Work to do - Quote all of the data exactly as given. Skip every picture it contains.

Data lines -
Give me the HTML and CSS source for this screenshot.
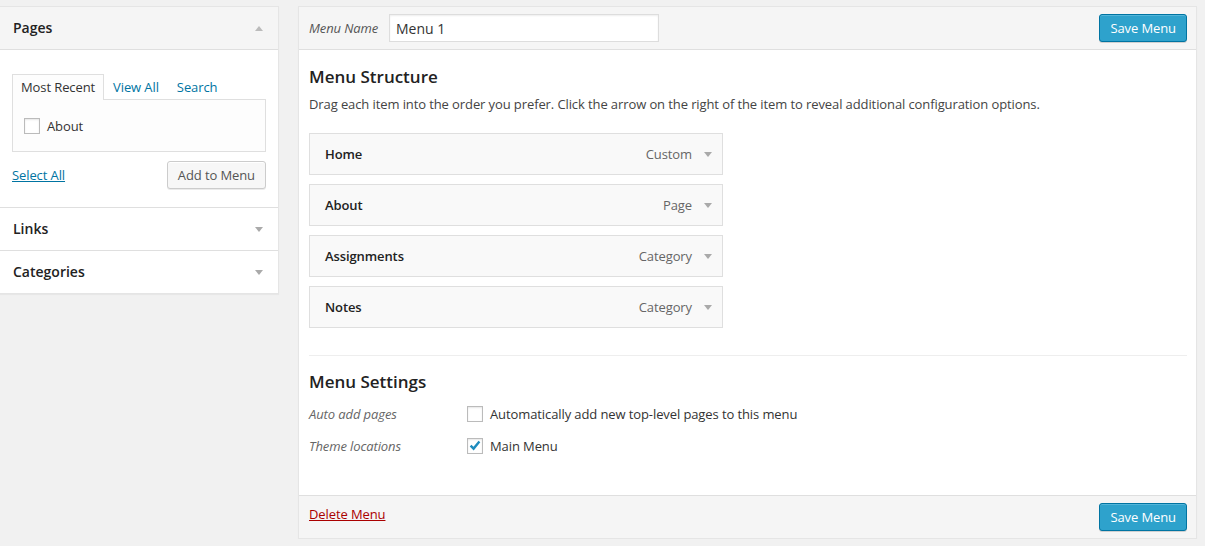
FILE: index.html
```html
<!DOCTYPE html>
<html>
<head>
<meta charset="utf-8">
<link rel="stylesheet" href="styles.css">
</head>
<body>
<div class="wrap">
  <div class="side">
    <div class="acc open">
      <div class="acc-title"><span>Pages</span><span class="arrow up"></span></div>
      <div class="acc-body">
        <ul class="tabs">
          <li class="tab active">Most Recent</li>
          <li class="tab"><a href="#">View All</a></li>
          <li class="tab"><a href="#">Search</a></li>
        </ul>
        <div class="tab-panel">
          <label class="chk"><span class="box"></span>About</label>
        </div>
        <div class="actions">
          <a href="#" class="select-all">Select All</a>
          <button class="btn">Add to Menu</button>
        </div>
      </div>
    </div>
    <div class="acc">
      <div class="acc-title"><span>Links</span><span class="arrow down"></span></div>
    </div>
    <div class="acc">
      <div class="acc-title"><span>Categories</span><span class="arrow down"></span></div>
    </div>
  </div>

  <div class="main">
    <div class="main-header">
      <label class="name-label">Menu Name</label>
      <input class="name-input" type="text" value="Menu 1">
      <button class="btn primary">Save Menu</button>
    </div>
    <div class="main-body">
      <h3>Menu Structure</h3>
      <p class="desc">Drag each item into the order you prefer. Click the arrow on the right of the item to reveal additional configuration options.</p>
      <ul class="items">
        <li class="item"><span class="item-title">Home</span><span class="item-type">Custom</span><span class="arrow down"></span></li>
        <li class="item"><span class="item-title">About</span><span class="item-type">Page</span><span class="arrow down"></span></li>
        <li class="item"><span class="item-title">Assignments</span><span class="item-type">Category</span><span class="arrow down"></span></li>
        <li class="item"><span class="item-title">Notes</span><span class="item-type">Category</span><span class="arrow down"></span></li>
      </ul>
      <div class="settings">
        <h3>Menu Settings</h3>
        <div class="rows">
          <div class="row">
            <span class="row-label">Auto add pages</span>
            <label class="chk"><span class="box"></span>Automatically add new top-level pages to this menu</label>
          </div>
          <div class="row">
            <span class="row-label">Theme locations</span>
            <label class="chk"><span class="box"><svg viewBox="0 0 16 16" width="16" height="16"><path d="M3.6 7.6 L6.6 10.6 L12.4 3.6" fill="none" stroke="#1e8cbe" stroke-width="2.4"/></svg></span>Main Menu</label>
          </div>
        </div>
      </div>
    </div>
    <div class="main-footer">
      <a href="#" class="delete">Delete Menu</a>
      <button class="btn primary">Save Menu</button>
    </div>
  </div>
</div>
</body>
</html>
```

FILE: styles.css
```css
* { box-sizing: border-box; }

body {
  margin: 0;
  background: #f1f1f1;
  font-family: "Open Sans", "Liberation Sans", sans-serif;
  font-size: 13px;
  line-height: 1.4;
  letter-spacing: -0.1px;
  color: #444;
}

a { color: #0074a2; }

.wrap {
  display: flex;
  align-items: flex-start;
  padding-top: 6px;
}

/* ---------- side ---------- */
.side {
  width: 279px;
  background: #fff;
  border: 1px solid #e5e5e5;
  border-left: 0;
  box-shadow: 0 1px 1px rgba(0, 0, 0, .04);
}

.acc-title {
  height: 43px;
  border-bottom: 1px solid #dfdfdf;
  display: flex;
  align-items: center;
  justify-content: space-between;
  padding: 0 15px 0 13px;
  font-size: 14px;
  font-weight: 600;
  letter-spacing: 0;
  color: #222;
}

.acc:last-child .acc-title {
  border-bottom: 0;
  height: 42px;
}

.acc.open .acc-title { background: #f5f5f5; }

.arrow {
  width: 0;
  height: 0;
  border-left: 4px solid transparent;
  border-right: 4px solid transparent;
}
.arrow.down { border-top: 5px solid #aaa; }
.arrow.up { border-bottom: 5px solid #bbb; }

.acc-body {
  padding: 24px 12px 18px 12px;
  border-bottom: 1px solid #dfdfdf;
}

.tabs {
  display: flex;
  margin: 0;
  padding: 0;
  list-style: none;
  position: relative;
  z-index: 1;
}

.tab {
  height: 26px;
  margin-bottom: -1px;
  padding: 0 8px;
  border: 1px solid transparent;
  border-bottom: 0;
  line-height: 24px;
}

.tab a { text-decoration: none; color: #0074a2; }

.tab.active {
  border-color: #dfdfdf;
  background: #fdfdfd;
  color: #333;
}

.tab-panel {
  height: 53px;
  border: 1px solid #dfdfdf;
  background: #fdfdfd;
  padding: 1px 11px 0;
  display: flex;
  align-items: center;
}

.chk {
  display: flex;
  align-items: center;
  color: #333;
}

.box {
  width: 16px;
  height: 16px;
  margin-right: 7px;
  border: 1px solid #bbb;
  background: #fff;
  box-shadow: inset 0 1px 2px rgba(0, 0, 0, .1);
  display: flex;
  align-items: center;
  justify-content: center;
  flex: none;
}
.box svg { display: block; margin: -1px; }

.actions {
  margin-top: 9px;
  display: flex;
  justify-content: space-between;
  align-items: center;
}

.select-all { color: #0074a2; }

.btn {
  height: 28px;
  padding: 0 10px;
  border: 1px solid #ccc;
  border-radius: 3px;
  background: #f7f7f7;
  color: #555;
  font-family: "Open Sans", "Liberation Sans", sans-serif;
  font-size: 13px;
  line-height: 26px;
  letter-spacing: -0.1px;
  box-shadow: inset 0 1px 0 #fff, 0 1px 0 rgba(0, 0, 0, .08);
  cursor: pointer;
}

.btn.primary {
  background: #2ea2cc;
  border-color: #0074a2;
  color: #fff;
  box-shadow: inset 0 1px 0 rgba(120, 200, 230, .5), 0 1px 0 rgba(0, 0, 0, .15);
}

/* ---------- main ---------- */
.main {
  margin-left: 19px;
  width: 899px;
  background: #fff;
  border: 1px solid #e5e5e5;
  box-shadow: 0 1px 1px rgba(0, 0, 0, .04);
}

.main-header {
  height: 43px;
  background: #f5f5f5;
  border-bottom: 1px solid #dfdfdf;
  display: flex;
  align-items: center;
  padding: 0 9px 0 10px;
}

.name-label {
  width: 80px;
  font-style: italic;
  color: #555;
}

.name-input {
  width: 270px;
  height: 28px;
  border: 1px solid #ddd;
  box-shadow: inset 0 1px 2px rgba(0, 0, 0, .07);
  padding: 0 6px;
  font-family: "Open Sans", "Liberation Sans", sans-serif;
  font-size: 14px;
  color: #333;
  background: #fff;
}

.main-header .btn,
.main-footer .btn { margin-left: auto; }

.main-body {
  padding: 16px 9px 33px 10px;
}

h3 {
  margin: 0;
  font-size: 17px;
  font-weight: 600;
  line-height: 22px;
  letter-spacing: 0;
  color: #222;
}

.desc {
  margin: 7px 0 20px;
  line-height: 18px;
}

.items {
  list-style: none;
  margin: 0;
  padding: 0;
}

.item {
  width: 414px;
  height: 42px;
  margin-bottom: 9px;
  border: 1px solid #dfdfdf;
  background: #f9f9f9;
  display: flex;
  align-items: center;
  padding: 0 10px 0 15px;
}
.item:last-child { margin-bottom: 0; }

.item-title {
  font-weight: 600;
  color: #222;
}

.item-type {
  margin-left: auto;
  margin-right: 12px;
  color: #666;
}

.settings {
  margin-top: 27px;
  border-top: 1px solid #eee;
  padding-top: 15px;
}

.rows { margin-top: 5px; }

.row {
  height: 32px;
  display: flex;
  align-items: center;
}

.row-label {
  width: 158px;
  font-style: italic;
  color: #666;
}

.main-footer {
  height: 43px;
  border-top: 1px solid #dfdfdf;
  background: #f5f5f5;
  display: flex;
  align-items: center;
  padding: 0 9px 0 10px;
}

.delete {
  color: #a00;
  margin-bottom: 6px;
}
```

Reply -
Give me the HTML and CSS source for this screenshot.
FILE: index.html
```html
<!DOCTYPE html>
<html>
<head>
<meta charset="utf-8">
<link rel="stylesheet" href="styles.css">
</head>
<body>
<div class="wrap">
  <div class="side">
    <div class="acc open">
      <div class="acc-title"><span>Pages</span><span class="arrow up"></span></div>
      <div class="acc-body">
        <ul class="tabs">
          <li class="tab active">Most Recent</li>
          <li class="tab"><a href="#">View All</a></li>
          <li class="tab"><a href="#">Search</a></li>
        </ul>
        <div class="tab-panel">
          <label class="chk"><span class="box"></span>About</label>
        </div>
        <div class="actions">
          <a href="#" class="select-all">Select All</a>
          <button class="btn">Add to Menu</button>
        </div>
      </div>
    </div>
    <div class="acc">
      <div class="acc-title"><span>Links</span><span class="arrow down"></span></div>
    </div>
    <div class="acc">
      <div class="acc-title"><span>Categories</span><span class="arrow down"></span></div>
    </div>
  </div>

  <div class="main">
    <div class="main-header">
      <label class="name-label">Menu Name</label>
      <input class="name-input" type="text" value="Menu 1">
      <button class="btn primary">Save Menu</button>
    </div>
    <div class="main-body">
      <h3>Menu Structure</h3>
      <p class="desc">Drag each item into the order you prefer. Click the arrow on the right of the item to reveal additional configuration options.</p>
      <ul class="items">
        <li class="item"><span class="item-title">Home</span><span class="item-type">Custom</span><span class="arrow down"></span></li>
        <li class="item"><span class="item-title">About</span><span class="item-type">Page</span><span class="arrow down"></span></li>
        <li class="item"><span class="item-title">Assignments</span><span class="item-type">Category</span><span class="arrow down"></span></li>
        <li class="item"><span class="item-title">Notes</span><span class="item-type">Category</span><span class="arrow down"></span></li>
      </ul>
      <div class="settings">
        <h3>Menu Settings</h3>
        <div class="rows">
          <div class="row">
            <span class="row-label">Auto add pages</span>
            <label class="chk"><span class="box"></span>Automatically add new top-level pages to this menu</label>
          </div>
          <div class="row">
            <span class="row-label">Theme locations</span>
            <label class="chk"><span class="box"><svg viewBox="0 0 16 16" width="16" height="16"><path d="M3.6 7.6 L6.6 10.6 L12.4 3.6" fill="none" stroke="#1e8cbe" stroke-width="2.4"/></svg></span>Main Menu</label>
          </div>
        </div>
      </div>
    </div>
    <div class="main-footer">
      <a href="#" class="delete">Delete Menu</a>
      <button class="btn primary">Save Menu</button>
    </div>
  </div>
</div>
</body>
</html>
```

FILE: styles.css
```css
* { box-sizing: border-box; }

body {
  margin: 0;
  background: #f1f1f1;
  font-family: "Open Sans", "Liberation Sans", sans-serif;
  font-size: 13px;
  line-height: 1.4;
  letter-spacing: -0.1px;
  color: #444;
}

a { color: #0074a2; }

.wrap {
  display: flex;
  align-items: flex-start;
  padding-top: 6px;
}

/* ---------- side ---------- */
.side {
  width: 279px;
  background: #fff;
  border: 1px solid #e5e5e5;
  border-left: 0;
  box-shadow: 0 1px 1px rgba(0, 0, 0, .04);
}

.acc-title {
  height: 43px;
  border-bottom: 1px solid #dfdfdf;
  display: flex;
  align-items: center;
  justify-content: space-between;
  padding: 0 15px 0 13px;
  font-size: 14px;
  font-weight: 600;
  letter-spacing: 0;
  color: #222;
}

.acc:last-child .acc-title {
  border-bottom: 0;
  height: 42px;
}

.acc.open .acc-title { background: #f5f5f5; }

.arrow {
  width: 0;
  height: 0;
  border-left: 4px solid transparent;
  border-right: 4px solid transparent;
}
.arrow.down { border-top: 5px solid #aaa; }
.arrow.up { border-bottom: 5px solid #bbb; }

.acc-body {
  padding: 24px 12px 18px 12px;
  border-bottom: 1px solid #dfdfdf;
}

.tabs {
  display: flex;
  margin: 0;
  padding: 0;
  list-style: none;
  position: relative;
  z-index: 1;
}

.tab {
  height: 26px;
  margin-bottom: -1px;
  padding: 0 8px;
  border: 1px solid transparent;
  border-bottom: 0;
  line-height: 24px;
}

.tab a { text-decoration: none; color: #0074a2; }

.tab.active {
  border-color: #dfdfdf;
  background: #fdfdfd;
  color: #333;
}

.tab-panel {
  height: 53px;
  border: 1px solid #dfdfdf;
  background: #fdfdfd;
  padding: 1px 11px 0;
  display: flex;
  align-items: center;
}

.chk {
  display: flex;
  align-items: center;
  color: #333;
}

.box {
  width: 16px;
  height: 16px;
  margin-right: 7px;
  border: 1px solid #bbb;
  background: #fff;
  box-shadow: inset 0 1px 2px rgba(0, 0, 0, .1);
  display: flex;
  align-items: center;
  justify-content: center;
  flex: none;
}
.box svg { display: block; margin: -1px; }

.actions {
  margin-top: 9px;
  display: flex;
  justify-content: space-between;
  align-items: center;
}

.select-all { color: #0074a2; }

.btn {
  height: 28px;
  padding: 0 10px;
  border: 1px solid #ccc;
  border-radius: 3px;
  background: #f7f7f7;
  color: #555;
  font-family: "Open Sans", "Liberation Sans", sans-serif;
  font-size: 13px;
  line-height: 26px;
  letter-spacing: -0.1px;
  box-shadow: inset 0 1px 0 #fff, 0 1px 0 rgba(0, 0, 0, .08);
  cursor: pointer;
}

.btn.primary {
  background: #2ea2cc;
  border-color: #0074a2;
  color: #fff;
  box-shadow: inset 0 1px 0 rgba(120, 200, 230, .5), 0 1px 0 rgba(0, 0, 0, .15);
}

/* ---------- main ---------- */
.main {
  margin-left: 19px;
  width: 899px;
  background: #fff;
  border: 1px solid #e5e5e5;
  box-shadow: 0 1px 1px rgba(0, 0, 0, .04);
}

.main-header {
  height: 43px;
  background: #f5f5f5;
  border-bottom: 1px solid #dfdfdf;
  display: flex;
  align-items: center;
  padding: 0 9px 0 10px;
}

.name-label {
  width: 80px;
  font-style: italic;
  color: #555;
}

.name-input {
  width: 270px;
  height: 28px;
  border: 1px solid #ddd;
  box-shadow: inset 0 1px 2px rgba(0, 0, 0, .07);
  padding: 0 6px;
  font-family: "Open Sans", "Liberation Sans", sans-serif;
  font-size: 14px;
  color: #333;
  background: #fff;
}

.main-header .btn,
.main-footer .btn { margin-left: auto; }

.main-body {
  padding: 16px 9px 33px 10px;
}

h3 {
  margin: 0;
  font-size: 17px;
  font-weight: 600;
  line-height: 22px;
  letter-spacing: 0;
  color: #222;
}

.desc {
  margin: 7px 0 20px;
  line-height: 18px;
}

.items {
  list-style: none;
  margin: 0;
  padding: 0;
}

.item {
  width: 414px;
  height: 42px;
  margin-bottom: 9px;
  border: 1px solid #dfdfdf;
  background: #f9f9f9;
  display: flex;
  align-items: center;
  padding: 0 10px 0 15px;
}
.item:last-child { margin-bottom: 0; }

.item-title {
  font-weight: 600;
  color: #222;
}

.item-type {
  margin-left: auto;
  margin-right: 12px;
  color: #666;
}

.settings {
  margin-top: 27px;
  border-top: 1px solid #eee;
  padding-top: 15px;
}

.rows { margin-top: 5px; }

.row {
  height: 32px;
  display: flex;
  align-items: center;
}

.row-label {
  width: 158px;
  font-style: italic;
  color: #666;
}

.main-footer {
  height: 43px;
  border-top: 1px solid #dfdfdf;
  background: #f5f5f5;
  display: flex;
  align-items: center;
  padding: 0 9px 0 10px;
}

.delete {
  color: #a00;
  margin-bottom: 6px;
}
```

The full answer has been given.